IBM silicon nanophotonics: segnali ottici, chip più veloci

I ricercatori di IBM hanno messo a segno un nuovo successo dimostrando come sia commercialmente praticabile la realizzazione circuiterie ottiche all'interno di wafer di silicio utilizzando le tecniche costruttive attuali.
IBM silicon nanophotonics: segnali ottici, chip più veloci

I ricercatori di IBM hanno messo a segno un nuovo successo dimostrando come sia commercialmente praticabile la realizzazione circuiterie ottiche all’interno di wafer di silicio utilizzando le tecniche costruttive attuali. Si tratta di enorme passo in avanti dal momento che l’impiego di segnali elettrici viene adesso messo da parte privilegiando l’utilizzo di pulsazioni luminose: porte aperte, quindi, ad una vera e propria rivoluzione nel mondo del personal e del mobile computing. Le comunicazioni attraverso i circuiti interni dei dispositivi elettronici potranno quindi essere realizzate utilizzando connessioni nettamente più veloci rispetto a quelle tradizionali, più efficienti dal punti di vista del consumo energetico e meno costose. Il nuovo approccio, battezzato “silicon nanophotonics” dai tecnici di IBM, consentirà inoltre di mettere a punto chip dalle dimensioni nettamente più compatte.

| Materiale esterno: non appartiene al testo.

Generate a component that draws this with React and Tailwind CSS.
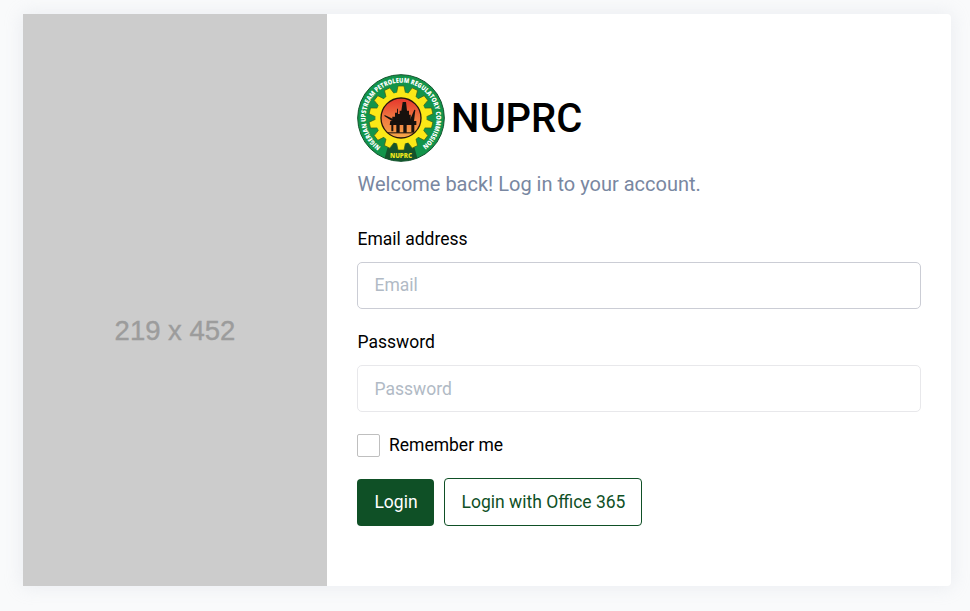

Il lavoro dei ricercatori di “Big Blue” sarà oggetto di ampia discussione nel corso dell’incontro organizzato dall’IEEE (International Electron Devices) a San Francisco per questa settimana. IBM descriverà come sia stato possibile realizzare modulatori ottici e fotorilevatori in un unico chip di silicio utilizzando le tecnologie costruttive standard a 90 nanometri.

Stando a quanto dichiarato, i tecnici dei laboratori IBM sarebbero riusciti nell’intento di creare un transricevitore WDM (Wavelength Division Multiplexing), multiplazione dei segnali sui sistemi di comunicazione ottici, su un chip capace di veicolare dati al ritmo di 25 Gbps. Il limite teorico, tuttavia, potrebbe essere posto però molto più in avanti arrivando a spostare l’asticella, come minimo, fino al Terabyte al secondo.

Solomon Assefa, uno dei responsabili del progetto sviluppato presso IBM, ha spiegato che i risultati presentati proprio questa settimana sono frutto del lavoro che è stato condotto da oltre 10 anni a questa parte. Un’anteprima delle nuove scoperte era stata offerta già nel 2010 ma soltanto adesso si è riusciti nell’impresa di utilizzare i processi costruttivi attualmente sfruttati dall’industria dei microprocessori senza compromettere affidabilità e prestazioni.